Owner Joe Duffy retired in 1977 to become the general manager of the Olympic Hills Golf Club.
The club was bought by Robert McNamara in October 1977. McNamara was a former all-American halfback at the U of M in 1954, played football with the Winnipeg for four years, and with the Denver Broncos for two years until four knee operations ended his career.
On November 9, 1978, there was a three-alarm fire at the Creative Furniture Store, next door to Duff’s. Duff’s suffered smoke damage.
The Jesus People Church bought the State Theater, the Duff’s building, and adjacent buildings for about $2.25 million in November 1978.
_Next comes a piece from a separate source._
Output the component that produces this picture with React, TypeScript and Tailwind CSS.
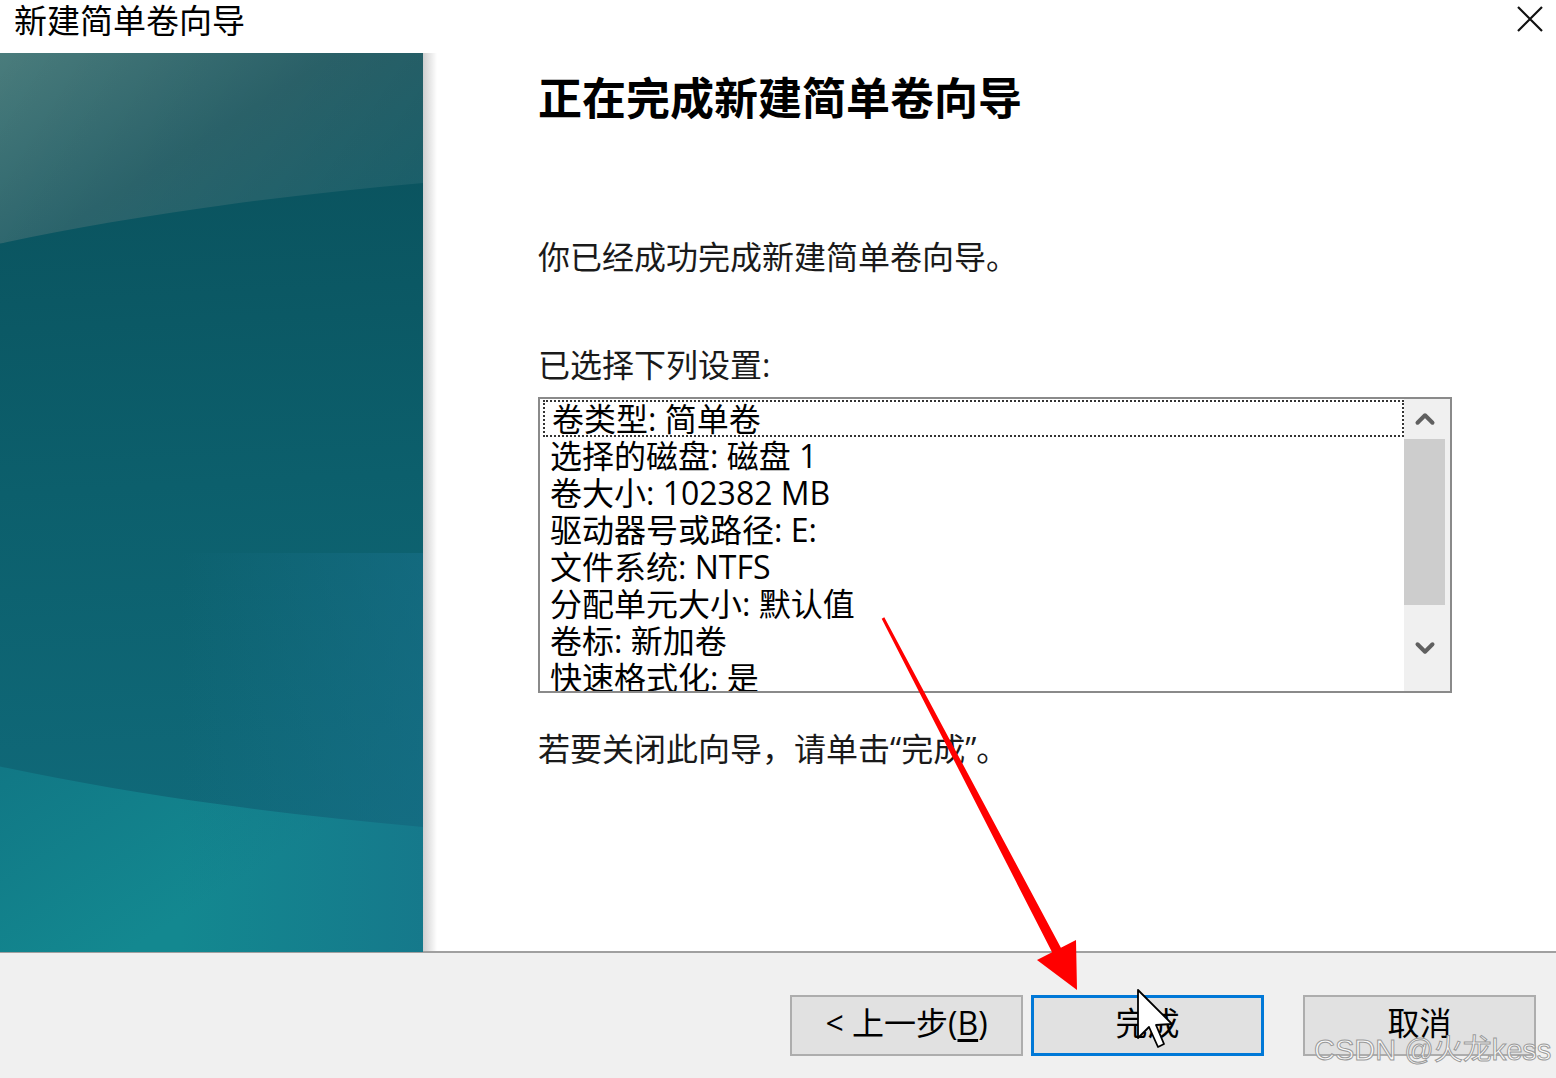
import { ChevronUp, ChevronDown } from "lucide-react";

const settings = [
  "卷类型: 简单卷",
  "选择的磁盘: 磁盘 1",
  "卷大小: 102382 MB",
  "驱动器号或路径: E:",
  "文件系统: NTFS",
  "分配单元大小: 默认值",
  "卷标: 新加卷",
  "快速格式化: 是",
];

function SidePanel() {
  return (
    <div className="flex h-full shrink-0">
      <svg width="423" height="899" viewBox="0 0 423 899" className="block">
        <defs>
          <linearGradient id="bg" x1="0" y1="0" x2="0.3" y2="1">
            <stop offset="0" stopColor="#4a7c7c" />
            <stop offset="0.22" stopColor="#2d6870" />
            <stop offset="0.6" stopColor="#107080" />
            <stop offset="1" stopColor="#138890" />
          </linearGradient>
          <linearGradient id="topShade" x1="0" y1="0" x2="1" y2="0.4">
            <stop offset="0" stopColor="#000" stopOpacity="0" />
            <stop offset="1" stopColor="#000" stopOpacity="0.12" />
          </linearGradient>
          <linearGradient id="ell" x1="0" y1="0" x2="0.2" y2="1">
            <stop offset="0" stopColor="#0a525d" />
            <stop offset="0.5" stopColor="#0c5f6c" />
            <stop offset="1" stopColor="#106a7a" />
          </linearGradient>
          <linearGradient id="right" x1="0" y1="0" x2="1" y2="0">
            <stop offset="0" stopColor="#176f88" stopOpacity="0" />
            <stop offset="1" stopColor="#176f88" stopOpacity="0.6" />
          </linearGradient>
        </defs>
        <rect width="423" height="899" fill="url(#bg)" />
        <rect width="423" height="260" fill="url(#topShade)" />
        <ellipse cx="850" cy="452" rx="1330" ry="340" fill="url(#ell)" />
        <rect x="180" y="500" width="243" height="399" fill="url(#right)" />
      </svg>
      <div className="w-[14px] h-full bg-gradient-to-r from-[#cfcfcf] to-white" />
    </div>
  );
}

function ListBox() {
  return (
    <div className="w-[914px] h-[296px] border-2 border-[#8a8a8a] bg-white flex">
      <div className="flex-1 overflow-hidden pl-[3px] pt-px">
        {settings.map((s, i) => (
          <div
            key={i}
            className={
              "h-[37px] flex items-center pl-[7px] text-[32px] leading-[37px] whitespace-nowrap text-black " +
              (i === 0 ? "border-2 border-dotted border-[#333] pl-[5px]" : "")
            }
          >
            <span className="-mt-px">{s}</span>
          </div>
        ))}
      </div>
      <div className="w-[46px] h-full bg-[#f0f0f0] flex flex-col">
        <div className="h-[40px] flex items-center justify-center pr-[5px]">
          <ChevronUp size={30} strokeWidth={3.2} className="text-[#606060]" />
        </div>
        <div className="h-[166px] w-[41px] bg-[#cdcdcd]" />
        <div className="flex-1 flex items-center justify-center pr-[5px]">
          <ChevronDown size={30} strokeWidth={3.2} className="text-[#606060]" />
        </div>
      </div>
    </div>
  );
}

function Btn({ label, primary }: { label: React.ReactNode; primary?: boolean }) {
  return (
    <div
      className={
        "w-[233px] h-[61px] bg-[#e1e1e1] flex items-center justify-center text-[32px] leading-[40px] text-black " +
        (primary ? "border-[3px] border-[#0078d7]" : "border-2 border-[#adadad]")
      }
    >
      <span className="-mt-[5px]">{label}</span>
    </div>
  );
}

export default function App() {
  return (
    <div className="relative w-[1556px] h-[1078px] bg-white overflow-hidden font-['Open_Sans','Noto_Sans_CJK_SC',sans-serif] text-[#1a1a1a]">
      {/* title bar */}
      <div className="h-[53px] flex items-start justify-between pl-[14px] pr-[10px]">
        <div className="text-[33px] leading-[42px] text-black">新建简单卷向导</div>
        <svg width="32" height="32" viewBox="0 0 32 32" className="mt-[3px]">
          <path d="M4 4 L28 28 M28 4 L4 28" stroke="#111" strokeWidth="2.2" />
        </svg>
      </div>

      {/* body */}
      <div className="h-[898px] flex">
        <SidePanel />
        <div className="flex-1 pl-[101px]">
          <div className="mt-[21px] text-[44px] leading-[44px] font-bold text-black font-['Noto_Sans_CJK_SC',sans-serif]">
            正在完成新建简单卷向导
          </div>
          <div className="mt-[123px] text-[32px] leading-[32px]">你已经成功完成新建简单卷向导。</div>
          <div className="mt-[76px] text-[32px] leading-[32px]">已选择下列设置:</div>
          <div className="mt-[16px]">
            <ListBox />
          </div>
          <div className="mt-[40px] text-[32px] leading-[32px]">若要关闭此向导，请单击“完成”。</div>
        </div>
      </div>

      {/* bottom bar */}
      <div className="border-t-2 border-[#a0a0a0] h-[127px] bg-[#f0f0f0] flex justify-end items-start pt-[42px] pr-[20px]">
        <Btn
          label={
            <span>
              &lt; 上一步(<span className="underline underline-offset-4">B</span>)
            </span>
          }
        />
        <div className="w-[8px]" />
        <Btn label="完成" primary />
        <div className="w-[39px]" />
        <Btn label="取消" />
      </div>

      {/* red arrow annotation and pointer */}
      <svg className="absolute inset-0 pointer-events-none" width="1556" height="1078">
        <polygon
          points="881.7,618.7 884.3,617.3 1060.9,947.7 1076,940 1077,990 1037,960 1052.1,952.3"
          fill="#ff0000"
        />
        <path
          d="M1138 990 L1138 1038 L1149 1027 L1158 1047 L1164 1044 L1156 1025 L1172 1024 Z"
          fill="#fff"
          stroke="#000"
          strokeWidth="1.8"
          strokeLinejoin="round"
        />
      </svg>

      {/* watermark */}
      <div className="absolute left-[1314px] top-[1030px] text-[29px] leading-[40px] font-['Liberation_Sans','Noto_Sans_CJK_SC',sans-serif] text-white/80 [-webkit-text-stroke:1px_#9a9a9a] whitespace-nowrap">
        CSDN @火龙kess
      </div>
    </div>
  );
}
On December 24, 1978, a five-alarm fire burned the Duff’s building to the ground, taking the restaurant and five other businesses with it. The five degree temperature made fighting the fire difficult when hoses froze to the ground. There were no injuries, but the roof caved in and the Red Cross found alternate housing for apartment dwellers on the second floor. Fire investigators concluded that the fire was the result of arson, as it showed signs of being started on both sides of a firewall. Motives ranged from opposition to the Jesus People Church deal to an attack on the Planned Parenthood office that was in the building.
The building was demolished, in whole or in part, in the spring and summer of 1979. 230 autographed photos of famous customers were destroyed. One of Duff’s most interesting regulars was Edmund Gould, a stockbroker who spent $8,000 to have his own booth and phone installed. (Minneapolis Star, November 23, 1979)
McNamara had had a lease from the Jesus People Church until 1982, but he wasn’t sure the church would honor it. He also didn’t think his insurance would be enough to rebuild, so he decided to relocate instead.
829 HENNEPIN AVE.
McNamara moved Duff’s to 829 Hennepin Ave., the former location of the Cascade 9. It opened there on March 1, 1979.